The Art of Chả Cá Hà Nội

The Art of Chả Cá Hà Nội

The Art of Chả Cá Hà Nội

Chả cá dates back more than 130 years. It was first invented by the local Đoàn family, who served the special dish to troops during French colonial rule. They named it after Jiang Ziya (Lã Vọng in Vietnamese), a Chinese noble who fished with a bare hook and helped King Wen of Zhou overthrow the Shang Dynasty.

Being a homely dish cooked by Đoàn family in a difficult time, chả cá became a popular dish for gastronomers in Hà Nội. In Đoàn restaurant there was always a statue of a fisherman called Mr. Lã Vọng sitting with his arms clasping his knees by the stream. Mr. Lã Vọng is considered a talented and respectful man waiting for his opportunity to help the country. For this reason, the restaurant was called Chả Cá Lã Vọng till it became the official name of the restaurant. It quickly became a hot dining spot favored by the very aristocrats and colonial officials it sought to unseat.
Following the restaurant’s wild success, dozens of chả cá specialists emerged along the same road — Eventually, Hang Sơn (Paint Street) was officially renamed Chả Cá Street in honour of the world-famous dish.
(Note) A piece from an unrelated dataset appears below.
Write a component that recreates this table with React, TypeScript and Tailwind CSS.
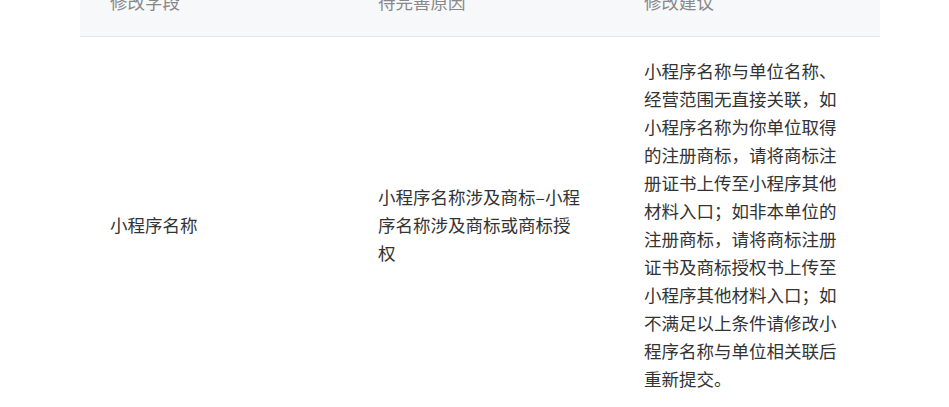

Despite numerous attempts to bring chả cá to other regions, the capital city remains the best site to sample this northern Vietnamese delicacy. In Vietnamese, the word “cá” means “fish,” while “chả” refers to a variety of grilled or fried dishes using meat or seafood as the main ingredient.
Chả cá consists of chunks of grilled river fish rendered in oil and served with vermicelli noodle, shredded spring onion, dill, toasted peanuts, and shrimp paste (mắm tôm). People who love Hà Nội often claim that enjoying chả cá with some Vietnamese rice liquor is the most gripping thing to do in the first days of the frosty winter. The crackling sound of hot grease cooked in boiling oil and the yellow colour of turmeric marinated fish combined with the green spring onion and the flames of charcoal in the warm stove is inviting and intimate, and will give you the wonderful experience of savouring the essence of this world.

The original chả cá was made from a river fish called cá lăng a type of catfish (hemibagrus), caught in the big rivers of the northern mountainous area. It is one of the biggest river fishes thus very easy to remove all bones to have a large fillet with tender flesh. The fish is cut into matchbox-sized pieces, marinated in galangal, turmeric along, with fermented rice paste with other spices. Then the spiced fish pieces are placed into bamboo clips to be grilled on charcoal until both sides are almost cooked. After that, the fish is put into a frying pan with hot oil, together with dill and spring onion for a short time by the dinners themselves at the table. As cá lăng is getting harder to come by these days due to overfishing and pollution, many cooks often replace them with carps, snakeheads, or another type of catfish (pimelodes).

Besides, for the ultimate luxury and culinary experience in the past some restaurants also used cá Anh Vũ (semilabeo notabilis), please see more information below) It fished at the turning point of Bạch Hạc River in Việt Trì City and located 70 kilometers northwest of Hà Nội in northern Việt Nam.
After filleting cá Anh Vũ and grilling it with lá sói leaves (Wild wolf leaves, please read more below) the sweet-aromatic aroma of chả cá will be enhanced. However, because the fish is rare and only emerges once a year, they rarely serve chả cá made of cá Anh Vũ nowadays. As a result, the restaurants replace them with cá qu (snakeheads).

The ancient Vietnamese myth is handed down that semilabeo notabilis was a fish that had existed in Việt Nam since 2,000 BC. It was offered to King Hùng. The King named this fish “Anh Vũ”, and entitled it “the fish of Văn Lang nation” —probably located north of what is now Hà Nội.
Semilabeo notabilis, is known as the most valuable freshwater fish in the north of Việt Nam. However, due to overexploitation in recent years, their productivity has dropped dramatically. In the wild, Semilabeo notabilis have been categorized as endangered.

Wild wolves are flowering plants, belonging to the wolf flower family (Chloranthaceae). The tree is also known as smooth wolf, smooth wolf, coral grass. The wild wolf tree is native to Southeast Asia and is found in countries such as China, India, Malaysia, and Japan. In Việt Nam, the tree grows wild on the edges of forests and mountains in areas such as Lạng Sơn.